== EXERCISE INSTRUCTIONS ==
Your task is to transcribe all of the data below exactly, omitting the images.

== DATASET EXTRACT ==
----------------------------------------

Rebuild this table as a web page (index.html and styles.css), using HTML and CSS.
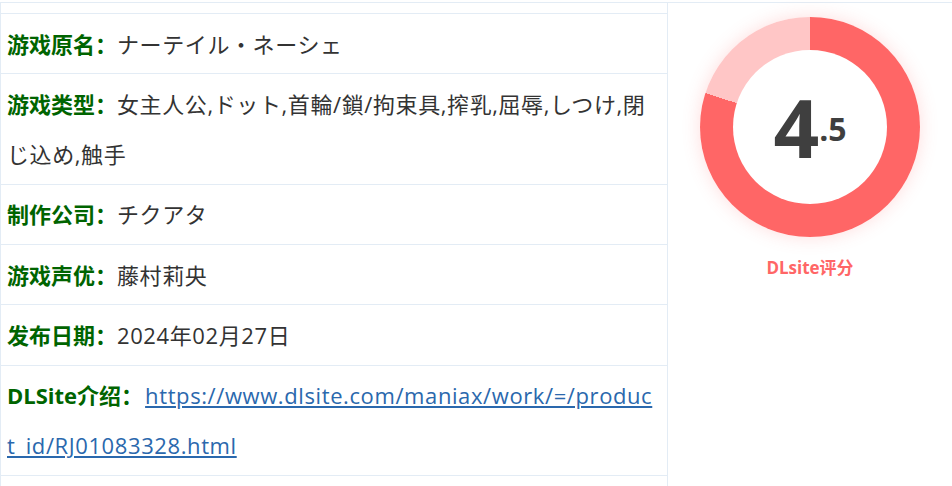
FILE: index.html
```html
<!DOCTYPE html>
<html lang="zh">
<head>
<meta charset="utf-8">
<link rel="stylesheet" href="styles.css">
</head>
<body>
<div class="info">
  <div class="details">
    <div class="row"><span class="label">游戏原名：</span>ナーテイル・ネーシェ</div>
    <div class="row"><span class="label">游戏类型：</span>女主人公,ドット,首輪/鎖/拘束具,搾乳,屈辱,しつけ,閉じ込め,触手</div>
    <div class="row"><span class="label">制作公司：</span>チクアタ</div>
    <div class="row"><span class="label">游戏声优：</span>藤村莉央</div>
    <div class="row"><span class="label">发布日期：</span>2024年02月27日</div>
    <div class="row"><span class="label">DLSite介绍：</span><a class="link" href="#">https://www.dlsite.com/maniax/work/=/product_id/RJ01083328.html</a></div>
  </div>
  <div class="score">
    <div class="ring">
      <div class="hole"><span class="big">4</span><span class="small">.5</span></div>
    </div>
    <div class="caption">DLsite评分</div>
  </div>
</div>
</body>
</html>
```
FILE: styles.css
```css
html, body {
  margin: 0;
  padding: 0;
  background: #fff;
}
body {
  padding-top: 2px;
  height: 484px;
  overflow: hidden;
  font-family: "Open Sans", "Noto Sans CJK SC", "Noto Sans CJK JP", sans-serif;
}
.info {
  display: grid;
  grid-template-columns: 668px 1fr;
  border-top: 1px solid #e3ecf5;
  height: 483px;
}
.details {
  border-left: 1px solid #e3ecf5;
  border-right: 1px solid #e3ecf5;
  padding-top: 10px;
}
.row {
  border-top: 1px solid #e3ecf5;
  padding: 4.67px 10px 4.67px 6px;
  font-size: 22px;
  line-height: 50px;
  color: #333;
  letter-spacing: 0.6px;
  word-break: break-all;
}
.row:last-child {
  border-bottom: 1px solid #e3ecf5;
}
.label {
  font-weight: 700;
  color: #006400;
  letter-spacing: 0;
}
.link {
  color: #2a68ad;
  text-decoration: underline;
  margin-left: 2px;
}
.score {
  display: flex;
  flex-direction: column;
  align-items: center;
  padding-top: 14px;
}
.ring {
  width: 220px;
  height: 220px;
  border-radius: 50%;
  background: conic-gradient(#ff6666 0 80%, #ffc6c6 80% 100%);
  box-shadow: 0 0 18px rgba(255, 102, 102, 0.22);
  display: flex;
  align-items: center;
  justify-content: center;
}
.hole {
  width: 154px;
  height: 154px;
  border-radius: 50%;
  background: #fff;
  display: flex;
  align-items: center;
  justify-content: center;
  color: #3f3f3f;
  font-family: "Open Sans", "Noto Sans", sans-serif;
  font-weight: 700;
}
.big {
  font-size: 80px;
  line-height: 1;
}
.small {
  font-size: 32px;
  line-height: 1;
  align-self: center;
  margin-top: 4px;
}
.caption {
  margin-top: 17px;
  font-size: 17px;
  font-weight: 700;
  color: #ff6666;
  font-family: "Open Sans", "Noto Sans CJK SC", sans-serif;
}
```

----------------------------------------

== FINISHED ANSWER ==
Rebuild this table as a web page (index.html and styles.css), using HTML and CSS.
FILE: index.html
```html
<!DOCTYPE html>
<html lang="zh">
<head>
<meta charset="utf-8">
<link rel="stylesheet" href="styles.css">
</head>
<body>
<div class="info">
  <div class="details">
    <div class="row"><span class="label">游戏原名：</span>ナーテイル・ネーシェ</div>
    <div class="row"><span class="label">游戏类型：</span>女主人公,ドット,首輪/鎖/拘束具,搾乳,屈辱,しつけ,閉じ込め,触手</div>
    <div class="row"><span class="label">制作公司：</span>チクアタ</div>
    <div class="row"><span class="label">游戏声优：</span>藤村莉央</div>
    <div class="row"><span class="label">发布日期：</span>2024年02月27日</div>
    <div class="row"><span class="label">DLSite介绍：</span><a class="link" href="#">https://www.dlsite.com/maniax/work/=/product_id/RJ01083328.html</a></div>
  </div>
  <div class="score">
    <div class="ring">
      <div class="hole"><span class="big">4</span><span class="small">.5</span></div>
    </div>
    <div class="caption">DLsite评分</div>
  </div>
</div>
</body>
</html>
```
FILE: styles.css
```css
html, body {
  margin: 0;
  padding: 0;
  background: #fff;
}
body {
  padding-top: 2px;
  height: 484px;
  overflow: hidden;
  font-family: "Open Sans", "Noto Sans CJK SC", "Noto Sans CJK JP", sans-serif;
}
.info {
  display: grid;
  grid-template-columns: 668px 1fr;
  border-top: 1px solid #e3ecf5;
  height: 483px;
}
.details {
  border-left: 1px solid #e3ecf5;
  border-right: 1px solid #e3ecf5;
  padding-top: 10px;
}
.row {
  border-top: 1px solid #e3ecf5;
  padding: 4.67px 10px 4.67px 6px;
  font-size: 22px;
  line-height: 50px;
  color: #333;
  letter-spacing: 0.6px;
  word-break: break-all;
}
.row:last-child {
  border-bottom: 1px solid #e3ecf5;
}
.label {
  font-weight: 700;
  color: #006400;
  letter-spacing: 0;
}
.link {
  color: #2a68ad;
  text-decoration: underline;
  margin-left: 2px;
}
.score {
  display: flex;
  flex-direction: column;
  align-items: center;
  padding-top: 14px;
}
.ring {
  width: 220px;
  height: 220px;
  border-radius: 50%;
  background: conic-gradient(#ff6666 0 80%, #ffc6c6 80% 100%);
  box-shadow: 0 0 18px rgba(255, 102, 102, 0.22);
  display: flex;
  align-items: center;
  justify-content: center;
}
.hole {
  width: 154px;
  height: 154px;
  border-radius: 50%;
  background: #fff;
  display: flex;
  align-items: center;
  justify-content: center;
  color: #3f3f3f;
  font-family: "Open Sans", "Noto Sans", sans-serif;
  font-weight: 700;
}
.big {
  font-size: 80px;
  line-height: 1;
}
.small {
  font-size: 32px;
  line-height: 1;
  align-self: center;
  margin-top: 4px;
}
.caption {
  margin-top: 17px;
  font-size: 17px;
  font-weight: 700;
  color: #ff6666;
  font-family: "Open Sans", "Noto Sans CJK SC", sans-serif;
}
```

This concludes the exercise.